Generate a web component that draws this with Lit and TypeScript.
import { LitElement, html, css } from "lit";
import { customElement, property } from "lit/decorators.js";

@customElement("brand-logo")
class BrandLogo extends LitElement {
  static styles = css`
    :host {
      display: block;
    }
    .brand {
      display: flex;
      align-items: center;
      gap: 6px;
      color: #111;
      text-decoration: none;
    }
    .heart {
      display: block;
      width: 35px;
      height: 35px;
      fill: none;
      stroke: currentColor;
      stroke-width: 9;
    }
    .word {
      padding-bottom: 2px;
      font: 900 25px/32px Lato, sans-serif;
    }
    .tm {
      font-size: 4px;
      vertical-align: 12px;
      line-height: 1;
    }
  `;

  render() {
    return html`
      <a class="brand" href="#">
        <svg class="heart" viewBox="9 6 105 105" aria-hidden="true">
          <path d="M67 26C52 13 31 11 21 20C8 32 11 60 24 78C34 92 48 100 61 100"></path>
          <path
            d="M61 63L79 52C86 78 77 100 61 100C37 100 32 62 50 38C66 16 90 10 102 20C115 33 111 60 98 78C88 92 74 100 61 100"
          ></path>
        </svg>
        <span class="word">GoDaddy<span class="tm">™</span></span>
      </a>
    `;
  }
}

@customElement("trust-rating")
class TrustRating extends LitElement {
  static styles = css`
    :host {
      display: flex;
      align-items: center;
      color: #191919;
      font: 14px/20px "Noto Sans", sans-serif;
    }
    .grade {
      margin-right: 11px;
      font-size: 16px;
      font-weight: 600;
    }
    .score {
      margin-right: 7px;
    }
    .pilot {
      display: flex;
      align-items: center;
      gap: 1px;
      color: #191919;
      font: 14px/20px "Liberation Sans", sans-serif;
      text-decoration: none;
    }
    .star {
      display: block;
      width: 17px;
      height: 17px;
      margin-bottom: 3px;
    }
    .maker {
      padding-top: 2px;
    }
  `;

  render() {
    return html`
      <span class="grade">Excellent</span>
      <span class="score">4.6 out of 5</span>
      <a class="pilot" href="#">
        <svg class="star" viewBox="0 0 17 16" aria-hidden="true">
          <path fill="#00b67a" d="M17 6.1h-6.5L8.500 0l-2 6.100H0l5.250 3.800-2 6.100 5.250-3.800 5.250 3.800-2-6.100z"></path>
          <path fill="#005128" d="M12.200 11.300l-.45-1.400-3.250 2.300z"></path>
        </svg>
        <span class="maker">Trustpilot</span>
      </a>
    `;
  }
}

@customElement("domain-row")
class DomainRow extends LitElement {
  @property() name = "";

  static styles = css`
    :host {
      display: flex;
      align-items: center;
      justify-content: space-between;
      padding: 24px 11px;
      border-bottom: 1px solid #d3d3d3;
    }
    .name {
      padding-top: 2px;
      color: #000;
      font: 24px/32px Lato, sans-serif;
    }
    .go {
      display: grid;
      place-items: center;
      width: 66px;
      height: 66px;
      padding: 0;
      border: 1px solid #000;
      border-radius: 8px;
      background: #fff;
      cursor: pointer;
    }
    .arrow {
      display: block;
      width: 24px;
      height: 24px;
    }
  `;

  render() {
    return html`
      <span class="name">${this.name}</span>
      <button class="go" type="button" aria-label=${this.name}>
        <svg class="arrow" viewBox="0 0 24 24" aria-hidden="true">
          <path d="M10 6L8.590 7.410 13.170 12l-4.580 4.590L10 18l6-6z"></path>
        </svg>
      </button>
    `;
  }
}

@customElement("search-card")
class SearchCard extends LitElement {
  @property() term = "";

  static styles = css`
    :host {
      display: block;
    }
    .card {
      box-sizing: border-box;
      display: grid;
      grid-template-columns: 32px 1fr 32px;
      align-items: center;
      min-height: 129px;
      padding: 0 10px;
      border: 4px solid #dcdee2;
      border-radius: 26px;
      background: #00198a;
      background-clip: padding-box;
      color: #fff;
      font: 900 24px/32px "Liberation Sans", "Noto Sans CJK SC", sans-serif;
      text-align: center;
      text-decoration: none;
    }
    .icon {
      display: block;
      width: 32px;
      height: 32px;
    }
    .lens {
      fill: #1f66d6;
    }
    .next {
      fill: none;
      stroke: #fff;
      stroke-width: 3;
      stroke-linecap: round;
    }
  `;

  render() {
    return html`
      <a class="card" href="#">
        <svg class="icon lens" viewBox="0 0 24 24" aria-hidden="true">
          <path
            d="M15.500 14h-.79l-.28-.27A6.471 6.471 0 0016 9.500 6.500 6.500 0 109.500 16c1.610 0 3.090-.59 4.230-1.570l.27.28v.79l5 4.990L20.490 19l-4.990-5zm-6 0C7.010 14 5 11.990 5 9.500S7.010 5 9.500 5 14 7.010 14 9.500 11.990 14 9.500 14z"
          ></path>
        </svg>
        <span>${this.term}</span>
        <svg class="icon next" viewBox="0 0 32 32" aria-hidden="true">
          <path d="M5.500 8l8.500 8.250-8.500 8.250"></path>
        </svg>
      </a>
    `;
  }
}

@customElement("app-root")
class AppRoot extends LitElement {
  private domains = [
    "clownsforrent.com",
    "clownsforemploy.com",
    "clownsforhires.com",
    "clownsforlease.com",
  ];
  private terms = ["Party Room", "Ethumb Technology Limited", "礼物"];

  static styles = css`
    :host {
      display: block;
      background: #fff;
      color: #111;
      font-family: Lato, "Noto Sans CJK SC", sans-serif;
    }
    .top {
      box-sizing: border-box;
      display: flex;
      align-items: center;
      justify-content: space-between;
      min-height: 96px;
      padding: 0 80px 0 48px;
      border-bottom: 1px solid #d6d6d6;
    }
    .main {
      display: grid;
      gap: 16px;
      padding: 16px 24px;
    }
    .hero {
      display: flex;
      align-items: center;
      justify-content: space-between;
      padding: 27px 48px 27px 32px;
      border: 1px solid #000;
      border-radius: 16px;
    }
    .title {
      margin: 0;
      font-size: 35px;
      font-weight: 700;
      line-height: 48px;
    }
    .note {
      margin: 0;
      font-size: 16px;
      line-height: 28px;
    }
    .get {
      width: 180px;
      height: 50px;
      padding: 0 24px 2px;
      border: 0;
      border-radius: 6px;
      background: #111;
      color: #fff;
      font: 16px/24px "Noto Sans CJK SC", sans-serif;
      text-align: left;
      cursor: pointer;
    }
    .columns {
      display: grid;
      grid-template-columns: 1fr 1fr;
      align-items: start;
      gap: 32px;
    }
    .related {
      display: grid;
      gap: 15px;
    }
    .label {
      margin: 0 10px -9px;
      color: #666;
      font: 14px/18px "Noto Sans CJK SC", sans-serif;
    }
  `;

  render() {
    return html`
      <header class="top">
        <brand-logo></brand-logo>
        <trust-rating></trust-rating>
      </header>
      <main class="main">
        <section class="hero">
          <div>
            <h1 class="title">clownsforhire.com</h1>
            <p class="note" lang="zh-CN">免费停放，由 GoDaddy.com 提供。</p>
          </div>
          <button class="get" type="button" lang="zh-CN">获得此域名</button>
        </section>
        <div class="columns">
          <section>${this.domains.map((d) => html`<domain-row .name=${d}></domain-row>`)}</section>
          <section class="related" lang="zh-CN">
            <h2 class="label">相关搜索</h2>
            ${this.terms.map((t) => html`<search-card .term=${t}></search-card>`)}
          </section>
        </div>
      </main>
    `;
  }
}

--

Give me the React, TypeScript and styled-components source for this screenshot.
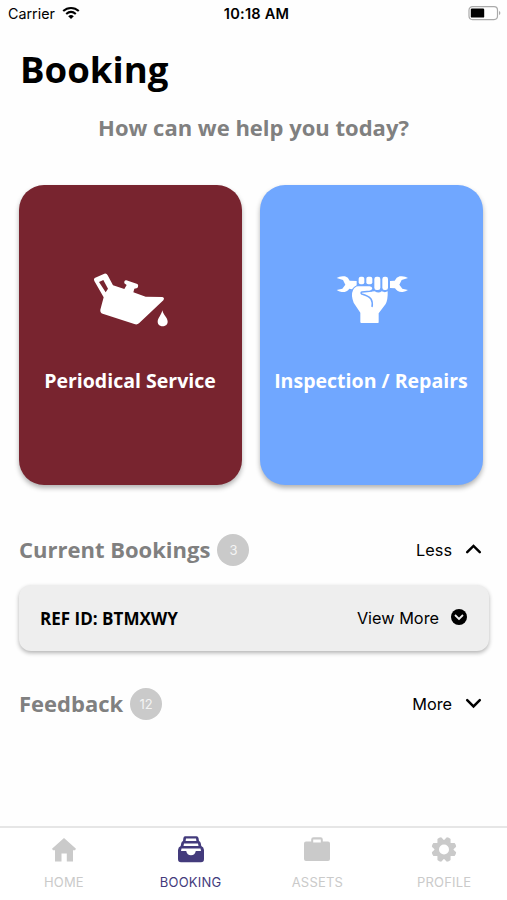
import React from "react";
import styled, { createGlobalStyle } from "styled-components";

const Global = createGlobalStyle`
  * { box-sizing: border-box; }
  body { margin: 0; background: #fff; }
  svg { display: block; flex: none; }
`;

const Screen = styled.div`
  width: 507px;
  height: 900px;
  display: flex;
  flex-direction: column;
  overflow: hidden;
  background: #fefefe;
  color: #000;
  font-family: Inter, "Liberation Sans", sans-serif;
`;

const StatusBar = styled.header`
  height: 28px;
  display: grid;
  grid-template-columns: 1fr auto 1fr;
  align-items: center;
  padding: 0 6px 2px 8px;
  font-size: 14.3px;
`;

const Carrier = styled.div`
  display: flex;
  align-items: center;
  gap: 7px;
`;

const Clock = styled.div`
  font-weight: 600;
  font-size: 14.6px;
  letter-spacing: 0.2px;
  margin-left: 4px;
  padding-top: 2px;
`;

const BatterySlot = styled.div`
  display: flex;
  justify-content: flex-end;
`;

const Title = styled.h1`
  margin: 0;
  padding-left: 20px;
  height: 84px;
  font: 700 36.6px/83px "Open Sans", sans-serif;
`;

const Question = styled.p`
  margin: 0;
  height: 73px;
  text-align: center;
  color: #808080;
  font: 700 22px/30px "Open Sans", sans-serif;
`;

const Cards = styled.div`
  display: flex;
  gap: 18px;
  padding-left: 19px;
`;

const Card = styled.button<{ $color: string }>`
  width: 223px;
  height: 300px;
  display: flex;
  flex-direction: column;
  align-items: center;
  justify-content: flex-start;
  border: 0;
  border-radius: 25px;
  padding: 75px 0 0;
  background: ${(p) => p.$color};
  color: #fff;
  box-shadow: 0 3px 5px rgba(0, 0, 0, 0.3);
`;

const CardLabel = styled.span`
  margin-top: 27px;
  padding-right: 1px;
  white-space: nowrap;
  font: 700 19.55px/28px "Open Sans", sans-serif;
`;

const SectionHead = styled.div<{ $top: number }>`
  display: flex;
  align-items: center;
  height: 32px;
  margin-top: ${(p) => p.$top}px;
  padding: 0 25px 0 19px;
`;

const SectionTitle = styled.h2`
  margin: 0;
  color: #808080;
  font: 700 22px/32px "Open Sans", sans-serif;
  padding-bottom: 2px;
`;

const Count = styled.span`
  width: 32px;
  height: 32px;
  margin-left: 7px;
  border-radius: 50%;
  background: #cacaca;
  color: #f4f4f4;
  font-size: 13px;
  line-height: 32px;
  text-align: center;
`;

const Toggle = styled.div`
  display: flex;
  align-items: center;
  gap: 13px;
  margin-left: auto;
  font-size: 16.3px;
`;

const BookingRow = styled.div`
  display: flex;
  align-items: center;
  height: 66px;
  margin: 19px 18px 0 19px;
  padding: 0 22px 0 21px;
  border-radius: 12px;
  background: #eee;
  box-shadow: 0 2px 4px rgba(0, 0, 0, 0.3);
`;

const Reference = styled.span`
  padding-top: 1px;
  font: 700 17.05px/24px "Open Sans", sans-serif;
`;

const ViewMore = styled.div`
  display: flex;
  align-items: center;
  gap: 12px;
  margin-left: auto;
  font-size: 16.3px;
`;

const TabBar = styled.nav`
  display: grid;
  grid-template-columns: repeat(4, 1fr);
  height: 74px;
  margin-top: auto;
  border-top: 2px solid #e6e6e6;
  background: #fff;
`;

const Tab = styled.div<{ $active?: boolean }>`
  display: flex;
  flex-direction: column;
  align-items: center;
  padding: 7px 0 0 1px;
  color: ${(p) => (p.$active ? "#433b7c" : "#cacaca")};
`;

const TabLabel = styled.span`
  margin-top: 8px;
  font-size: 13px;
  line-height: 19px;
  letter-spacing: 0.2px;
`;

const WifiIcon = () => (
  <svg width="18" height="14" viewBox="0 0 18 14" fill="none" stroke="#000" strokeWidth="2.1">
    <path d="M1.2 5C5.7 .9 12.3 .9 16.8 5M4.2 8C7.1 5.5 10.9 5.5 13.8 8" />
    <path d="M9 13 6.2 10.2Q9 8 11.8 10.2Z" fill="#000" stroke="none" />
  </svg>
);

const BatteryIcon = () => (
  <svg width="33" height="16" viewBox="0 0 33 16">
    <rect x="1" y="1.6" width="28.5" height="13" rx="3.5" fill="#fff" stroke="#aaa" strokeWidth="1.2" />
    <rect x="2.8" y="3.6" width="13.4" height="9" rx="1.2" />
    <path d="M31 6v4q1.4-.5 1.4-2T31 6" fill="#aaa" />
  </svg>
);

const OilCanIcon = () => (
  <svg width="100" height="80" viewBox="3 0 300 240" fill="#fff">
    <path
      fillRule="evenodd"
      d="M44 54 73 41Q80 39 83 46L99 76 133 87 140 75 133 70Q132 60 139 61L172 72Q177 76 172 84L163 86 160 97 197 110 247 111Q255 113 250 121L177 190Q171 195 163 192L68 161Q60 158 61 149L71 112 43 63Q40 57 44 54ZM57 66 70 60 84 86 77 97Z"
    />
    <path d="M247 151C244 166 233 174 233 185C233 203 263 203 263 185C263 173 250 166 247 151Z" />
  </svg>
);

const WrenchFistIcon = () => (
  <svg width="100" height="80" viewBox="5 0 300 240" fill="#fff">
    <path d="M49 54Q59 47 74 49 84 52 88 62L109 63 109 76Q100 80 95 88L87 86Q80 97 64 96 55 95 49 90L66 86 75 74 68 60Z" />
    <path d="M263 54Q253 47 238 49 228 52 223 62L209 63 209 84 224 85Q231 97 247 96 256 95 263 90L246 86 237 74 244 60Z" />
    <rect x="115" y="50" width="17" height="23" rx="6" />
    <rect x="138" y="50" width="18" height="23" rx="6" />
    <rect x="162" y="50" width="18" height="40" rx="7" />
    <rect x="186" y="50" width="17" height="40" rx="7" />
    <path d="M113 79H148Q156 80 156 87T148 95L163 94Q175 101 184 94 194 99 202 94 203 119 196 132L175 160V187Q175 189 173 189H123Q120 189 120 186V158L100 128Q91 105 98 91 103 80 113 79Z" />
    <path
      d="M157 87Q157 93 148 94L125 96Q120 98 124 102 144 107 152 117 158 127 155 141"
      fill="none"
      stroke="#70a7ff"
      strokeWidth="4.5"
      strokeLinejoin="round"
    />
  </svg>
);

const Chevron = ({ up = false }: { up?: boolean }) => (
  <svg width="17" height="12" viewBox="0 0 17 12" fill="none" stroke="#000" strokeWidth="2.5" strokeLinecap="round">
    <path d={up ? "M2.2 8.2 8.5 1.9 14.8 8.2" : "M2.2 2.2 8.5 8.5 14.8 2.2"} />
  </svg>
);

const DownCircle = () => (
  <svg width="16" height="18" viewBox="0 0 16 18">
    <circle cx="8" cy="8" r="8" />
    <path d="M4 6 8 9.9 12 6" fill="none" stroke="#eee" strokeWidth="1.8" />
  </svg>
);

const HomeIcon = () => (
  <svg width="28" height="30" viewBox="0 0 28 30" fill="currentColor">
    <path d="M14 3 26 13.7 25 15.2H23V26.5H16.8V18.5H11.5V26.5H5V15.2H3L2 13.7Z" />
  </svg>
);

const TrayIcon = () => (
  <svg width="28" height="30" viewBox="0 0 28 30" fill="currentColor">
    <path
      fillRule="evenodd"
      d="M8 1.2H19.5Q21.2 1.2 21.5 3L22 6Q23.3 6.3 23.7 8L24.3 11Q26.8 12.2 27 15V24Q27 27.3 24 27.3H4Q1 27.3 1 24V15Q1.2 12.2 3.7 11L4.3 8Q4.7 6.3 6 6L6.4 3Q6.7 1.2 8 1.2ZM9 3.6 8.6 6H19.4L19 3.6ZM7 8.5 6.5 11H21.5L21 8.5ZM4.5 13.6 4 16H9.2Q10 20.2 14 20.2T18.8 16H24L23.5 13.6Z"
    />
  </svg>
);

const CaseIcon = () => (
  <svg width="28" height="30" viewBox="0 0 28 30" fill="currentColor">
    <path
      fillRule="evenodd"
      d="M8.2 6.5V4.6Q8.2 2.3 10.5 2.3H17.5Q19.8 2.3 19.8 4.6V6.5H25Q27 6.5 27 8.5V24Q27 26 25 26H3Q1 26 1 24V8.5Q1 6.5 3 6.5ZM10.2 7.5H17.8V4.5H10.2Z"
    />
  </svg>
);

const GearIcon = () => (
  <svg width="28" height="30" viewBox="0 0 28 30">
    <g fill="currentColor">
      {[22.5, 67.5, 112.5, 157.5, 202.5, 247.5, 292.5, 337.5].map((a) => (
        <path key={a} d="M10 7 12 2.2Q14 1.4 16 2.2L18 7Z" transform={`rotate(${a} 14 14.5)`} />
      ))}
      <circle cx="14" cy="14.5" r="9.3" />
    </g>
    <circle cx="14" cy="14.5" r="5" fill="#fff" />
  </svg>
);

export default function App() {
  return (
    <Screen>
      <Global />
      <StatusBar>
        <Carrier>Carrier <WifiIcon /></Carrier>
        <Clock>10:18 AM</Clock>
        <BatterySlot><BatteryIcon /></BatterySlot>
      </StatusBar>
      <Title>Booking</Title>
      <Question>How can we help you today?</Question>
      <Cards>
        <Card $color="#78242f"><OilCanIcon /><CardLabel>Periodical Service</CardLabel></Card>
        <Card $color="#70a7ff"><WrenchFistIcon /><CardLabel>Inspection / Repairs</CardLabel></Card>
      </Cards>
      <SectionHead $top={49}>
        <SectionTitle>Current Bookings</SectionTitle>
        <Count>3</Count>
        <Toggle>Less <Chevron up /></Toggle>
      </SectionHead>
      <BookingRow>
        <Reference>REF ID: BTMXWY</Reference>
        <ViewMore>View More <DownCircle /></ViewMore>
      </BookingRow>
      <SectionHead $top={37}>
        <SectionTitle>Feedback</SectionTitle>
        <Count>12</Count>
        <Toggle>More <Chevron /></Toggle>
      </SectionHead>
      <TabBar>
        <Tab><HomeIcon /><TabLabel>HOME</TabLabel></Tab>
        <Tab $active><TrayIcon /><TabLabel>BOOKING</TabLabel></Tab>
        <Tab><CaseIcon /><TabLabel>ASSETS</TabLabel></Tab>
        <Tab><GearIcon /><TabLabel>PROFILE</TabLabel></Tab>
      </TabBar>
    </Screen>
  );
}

*WHAT IS EXPECTED:* Count every line in the preceding entries where the string "React" appears, then state only the total.

*SOLVED PROBLEM:* 2